“When people no longer believe in the institutions designed to safeguard their assets and facilitate transactions, the system’s foundational integrity is jeopardised. This is worrying as the benefits of these institutions far outweigh the risks.

I HAVE long wrestled with the concept of nihilism for a considerable time – whether it is moral, epistemological or cosmic. However, after years of making no progress, I am focused on a new form of nihilism.

Financial nihilism represents an ideological standpoint that questions the value and legitimacy of financial systems, markets and even the concept of money.

Recently, I have formulated that this perspective can lead to various negative outcomes for society. For instance, the erosion of trust in financial systems can undermine their efficacy and stability.

When people no longer believe in the institutions designed to safeguard their assets and facilitate transactions, the system’s foundational integrity is jeopardised. This is worrying as the benefits of these institutions far outweigh the risks.

Moreover, financial nihilism can contribute to policy paralysis. A society that is sceptical about the effectiveness or ethical validity of financial systems may find it difficult to reach a consensus on necessary reforms. This can lead to an inability to adapt to changing economic conditions, putting economic health at risk.

Widening societal divide

The misallocation of capital becomes another concern – individuals who dismiss the value of financial systems may resort to hoarding money or investing in non-productive assets, rather than contributing to economic growth and long-term financial prosperity.

Currently, we are seeing a large reduction in economic participation globally.

When people opt out of the financial markets entirely, it can lead to a lack of liquidity and potential market inefficiencies. This can directly exacerbate social inequality as those who are financially literate and engaged are more likely to benefit from the system.

In doing so, the societal divide between the economically empowered and disenfranchised will likely widen, threatening social cohesion.

There are several measures that can be undertaken to address these concerns. Enhancing financial literacy through comprehensive educational programmes can empower individuals, making them more likely to engage positively with the financial system.

In addition, greater transparency in financial institutions can foster trust and mitigate some of the cynicism associated with financial nihilism.

Strengthening regulatory oversight can serve as an additional reassurance that measures are in place to prevent financial misconduct.

Mitigating impact

Ethical banking and responsible investment practices can also demonstrate that finance can be a force for good, thereby diminishing the pull of nihilistic views.

Creating platforms for open choice and dialogue about financial systems can help demystify these structures, making them more accessible to the public and less prone to nihilistic interpretations.
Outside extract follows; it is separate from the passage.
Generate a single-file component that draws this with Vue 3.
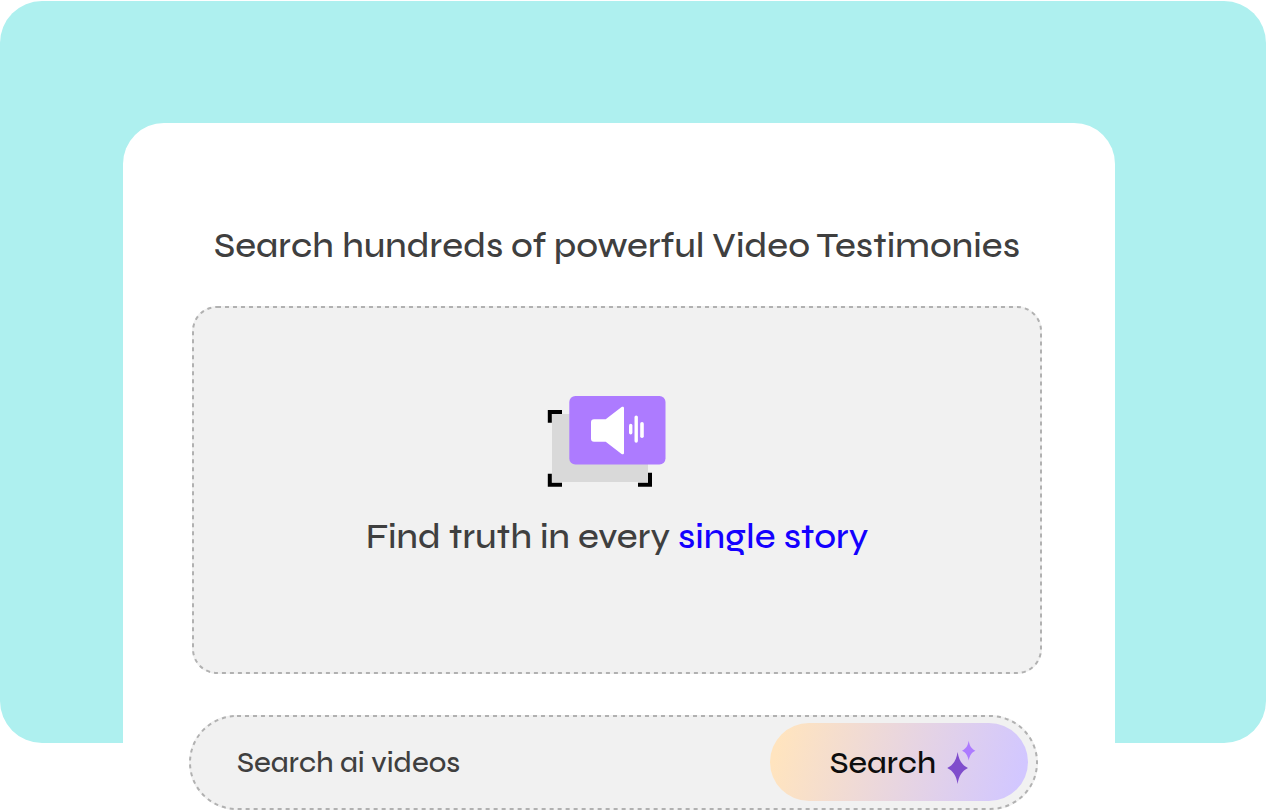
<template>
  <main class="stage">
    <section class="card">
      <h1 class="title">Search hundreds of powerful Video Testimonies</h1>

      <div class="panel">
        <svg class="dashes" aria-hidden="true">
          <rect x="1" y="1" rx="24" />
        </svg>
        <svg class="media-icon" viewBox="0 0 141 93" aria-hidden="true">
          <path fill="#d9d9d9" d="M5 19h96v68H5z" />
          <path
            fill="none"
            stroke="#000"
            stroke-width="4"
            d="M2.8 27.7V17H15M2.8 78.7v11H15M91 89.7h12v-12"
          />
          <rect x="22.3" y="1" width="96.2" height="68.6" rx="6" fill="#ad7bff" />
          <path
            fill="#fff"
            d="M47 24.3h11.7L74.6 12.1c1-.8 2.4-.4 2.4 1v44.8c0 1.4-1.4 1.8-2.4 1L58.7 46.7H47q-3 0-3-3V27.3q0-3 3-3z"
          />
          <rect x="82" y="28.8" width="3.4" height="10.6" rx="1.7" fill="#fff" />
          <rect x="87.5" y="20.4" width="3.4" height="27.4" rx="1.7" fill="#fff" />
          <rect x="93.2" y="27" width="3.6" height="16" rx="1.8" fill="#fff" />
        </svg>
        <p class="tagline">Find truth in every <a href="#">single story</a></p>
      </div>

      <form class="search" @submit.prevent>
        <svg class="dashes" aria-hidden="true">
          <rect x="1" y="1" rx="47" />
        </svg>
        <input
          v-model="query"
          class="search-input"
          type="text"
          placeholder="Search ai videos"
          aria-label="Search ai videos"
        />
        <button class="search-button" type="submit">
          Search
          <svg class="sparkles" viewBox="0 0 30 45" aria-hidden="true">
            <path
              fill="#7f4dcc"
              d="M11.6 12C13 20.5 16 25 22 28 16 31 13 35.5 11.6 44 10.2 35.5 7.2 31 1.2 28 7.2 25 10.2 20.5 11.6 12z"
            />
            <path
              fill="#ad7bff"
              d="M22.7 .8C23.6 6 25.5 8.8 29.4 10.7 25.5 12.6 23.6 15.4 22.7 20.6 21.8 15.4 19.9 12.6 16 10.7 19.9 8.8 21.8 6 22.7 .8z"
            />
          </svg>
        </button>
      </form>
    </section>
  </main>
</template>

<script setup>
import { ref } from "vue";

const query = ref("");
</script>

<style>
body {
  background: #ffffff;
}
</style>

<style scoped>
.stage {
  margin-top: 1px;
  margin-bottom: 67px;
  padding: 122px 151px 0 123px;
  background: #aef0ef;
  border-radius: 42px;
  font-family: Syne, Inter, sans-serif;
  font-weight: 500;
  color: #3f3f3f;
}

.card {
  display: flex;
  flex-direction: column;
  background: #ffffff;
  border-radius: 41px 41px 0 0;
}

.title {
  margin: 99px 0 36px;
  padding-right: 4px;
  font-size: 36px;
  font-weight: 500;
  line-height: 48px;
  text-align: center;
  white-space: nowrap;
}

.panel {
  position: relative;
  display: flex;
  flex-direction: column;
  align-items: center;
  margin: 0 73px 41px 69px;
  padding: 89px 0 113px;
  background: #f1f1f1;
  border-radius: 25px;
}

/* 虚线边框 */
.dashes {
  position: absolute;
  inset: 0;
  width: 100%;
  height: 100%;
  pointer-events: none;
}

.dashes rect {
  width: calc(100% - 2px);
  height: calc(100% - 2px);
  fill: none;
  stroke: #b1b1b1;
  stroke-width: 2px;
  stroke-dasharray: 4 4;
}

.media-icon {
  width: 141px;
  height: 93px;
}

.tagline {
  margin: 25px 0 0;
  font-size: 36px;
  line-height: 48px;
  white-space: nowrap;
}

.tagline a {
  color: #1400ff;
  text-decoration: none;
}

/* 搜索栏超出卡片底部 */
.search {
  position: relative;
  display: flex;
  align-items: center;
  margin: 0 77px -67px 66px;
  padding: 8px 10px 9px 48px;
  background: #f1f1f1;
  border-radius: 48px;
}

.search-input {
  flex: 1;
  min-width: 0;
  padding: 0;
  border: none;
  outline: none;
  background: transparent;
  font-family: inherit;
  font-size: 29px;
  font-weight: 500;
  color: #3f3f3f;
}

.search-input::placeholder {
  color: #3f3f3f;
  opacity: 1;
}

.search-button {
  display: flex;
  align-items: center;
  justify-content: center;
  gap: 10px;
  width: 258px;
  height: 78px;
  padding: 0 0 0 8px;
  border: none;
  border-radius: 39px;
  background: linear-gradient(105deg, #ffe4bf 5%, #d2c7ff 95%);
  font-family: inherit;
  font-size: 32px;
  font-weight: 500;
  color: #0d0d0d;
  cursor: pointer;
}

.sparkles {
  width: 30px;
  height: 45px;
}
</style>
Implementing stronger social safety nets can provide a level of assurance that financial downturns will not result in catastrophic personal outcomes, which in turn can reduce the allure of financial nihilism.

Lastly, inclusive policymaking that takes into account a broad range of perspectives, including those who are disillusioned with the system, can foster a more equitable and effective financial environment.

Through such holistic approaches, society can mitigate the detrimental impacts of financial nihilism and work towards a more stable and equitable economic future.

The cult of financial nihilism is real and cannot be allowed to grow and fester.